— START Data excerpt —
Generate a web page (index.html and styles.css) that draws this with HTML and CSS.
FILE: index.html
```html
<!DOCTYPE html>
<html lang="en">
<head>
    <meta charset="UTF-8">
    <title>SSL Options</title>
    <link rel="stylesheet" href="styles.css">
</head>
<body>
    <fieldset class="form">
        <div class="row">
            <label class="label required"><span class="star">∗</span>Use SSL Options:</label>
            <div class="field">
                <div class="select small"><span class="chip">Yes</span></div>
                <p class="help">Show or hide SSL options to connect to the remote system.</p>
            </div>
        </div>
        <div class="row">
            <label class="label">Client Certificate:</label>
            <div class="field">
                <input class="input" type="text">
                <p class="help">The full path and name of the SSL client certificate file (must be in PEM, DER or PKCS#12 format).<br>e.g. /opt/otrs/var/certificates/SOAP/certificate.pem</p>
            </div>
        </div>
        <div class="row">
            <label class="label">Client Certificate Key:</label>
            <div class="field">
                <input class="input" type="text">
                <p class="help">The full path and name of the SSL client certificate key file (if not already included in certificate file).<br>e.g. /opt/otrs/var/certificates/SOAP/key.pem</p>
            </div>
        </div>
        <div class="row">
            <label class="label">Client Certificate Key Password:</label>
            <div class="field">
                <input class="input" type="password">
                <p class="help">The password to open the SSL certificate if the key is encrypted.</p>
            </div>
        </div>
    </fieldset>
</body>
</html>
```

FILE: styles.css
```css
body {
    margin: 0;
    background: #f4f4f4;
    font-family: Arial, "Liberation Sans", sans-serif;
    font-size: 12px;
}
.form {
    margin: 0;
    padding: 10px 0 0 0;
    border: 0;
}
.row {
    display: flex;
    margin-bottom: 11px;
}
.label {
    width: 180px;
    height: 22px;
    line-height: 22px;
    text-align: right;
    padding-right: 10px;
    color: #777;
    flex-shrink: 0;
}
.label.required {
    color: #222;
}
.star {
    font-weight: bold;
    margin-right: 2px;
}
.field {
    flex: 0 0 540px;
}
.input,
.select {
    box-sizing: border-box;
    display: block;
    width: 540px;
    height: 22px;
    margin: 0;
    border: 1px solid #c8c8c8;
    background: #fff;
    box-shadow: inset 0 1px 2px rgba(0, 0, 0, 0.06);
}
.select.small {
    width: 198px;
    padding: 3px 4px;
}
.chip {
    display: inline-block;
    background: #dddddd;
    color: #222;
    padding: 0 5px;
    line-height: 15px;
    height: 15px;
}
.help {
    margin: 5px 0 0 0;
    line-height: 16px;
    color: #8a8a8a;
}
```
— END Data excerpt —
[Direction] Print the material above once more, exactly.

[Answer below]
Generate a web page (index.html and styles.css) that draws this with HTML and CSS.
FILE: index.html
```html
<!DOCTYPE html>
<html lang="en">
<head>
    <meta charset="UTF-8">
    <title>SSL Options</title>
    <link rel="stylesheet" href="styles.css">
</head>
<body>
    <fieldset class="form">
        <div class="row">
            <label class="label required"><span class="star">∗</span>Use SSL Options:</label>
            <div class="field">
                <div class="select small"><span class="chip">Yes</span></div>
                <p class="help">Show or hide SSL options to connect to the remote system.</p>
            </div>
        </div>
        <div class="row">
            <label class="label">Client Certificate:</label>
            <div class="field">
                <input class="input" type="text">
                <p class="help">The full path and name of the SSL client certificate file (must be in PEM, DER or PKCS#12 format).<br>e.g. /opt/otrs/var/certificates/SOAP/certificate.pem</p>
            </div>
        </div>
        <div class="row">
            <label class="label">Client Certificate Key:</label>
            <div class="field">
                <input class="input" type="text">
                <p class="help">The full path and name of the SSL client certificate key file (if not already included in certificate file).<br>e.g. /opt/otrs/var/certificates/SOAP/key.pem</p>
            </div>
        </div>
        <div class="row">
            <label class="label">Client Certificate Key Password:</label>
            <div class="field">
                <input class="input" type="password">
                <p class="help">The password to open the SSL certificate if the key is encrypted.</p>
            </div>
        </div>
    </fieldset>
</body>
</html>
```

FILE: styles.css
```css
body {
    margin: 0;
    background: #f4f4f4;
    font-family: Arial, "Liberation Sans", sans-serif;
    font-size: 12px;
}
.form {
    margin: 0;
    padding: 10px 0 0 0;
    border: 0;
}
.row {
    display: flex;
    margin-bottom: 11px;
}
.label {
    width: 180px;
    height: 22px;
    line-height: 22px;
    text-align: right;
    padding-right: 10px;
    color: #777;
    flex-shrink: 0;
}
.label.required {
    color: #222;
}
.star {
    font-weight: bold;
    margin-right: 2px;
}
.field {
    flex: 0 0 540px;
}
.input,
.select {
    box-sizing: border-box;
    display: block;
    width: 540px;
    height: 22px;
    margin: 0;
    border: 1px solid #c8c8c8;
    background: #fff;
    box-shadow: inset 0 1px 2px rgba(0, 0, 0, 0.06);
}
.select.small {
    width: 198px;
    padding: 3px 4px;
}
.chip {
    display: inline-block;
    background: #dddddd;
    color: #222;
    padding: 0 5px;
    line-height: 15px;
    height: 15px;
}
.help {
    margin: 5px 0 0 0;
    line-height: 16px;
    color: #8a8a8a;
}
```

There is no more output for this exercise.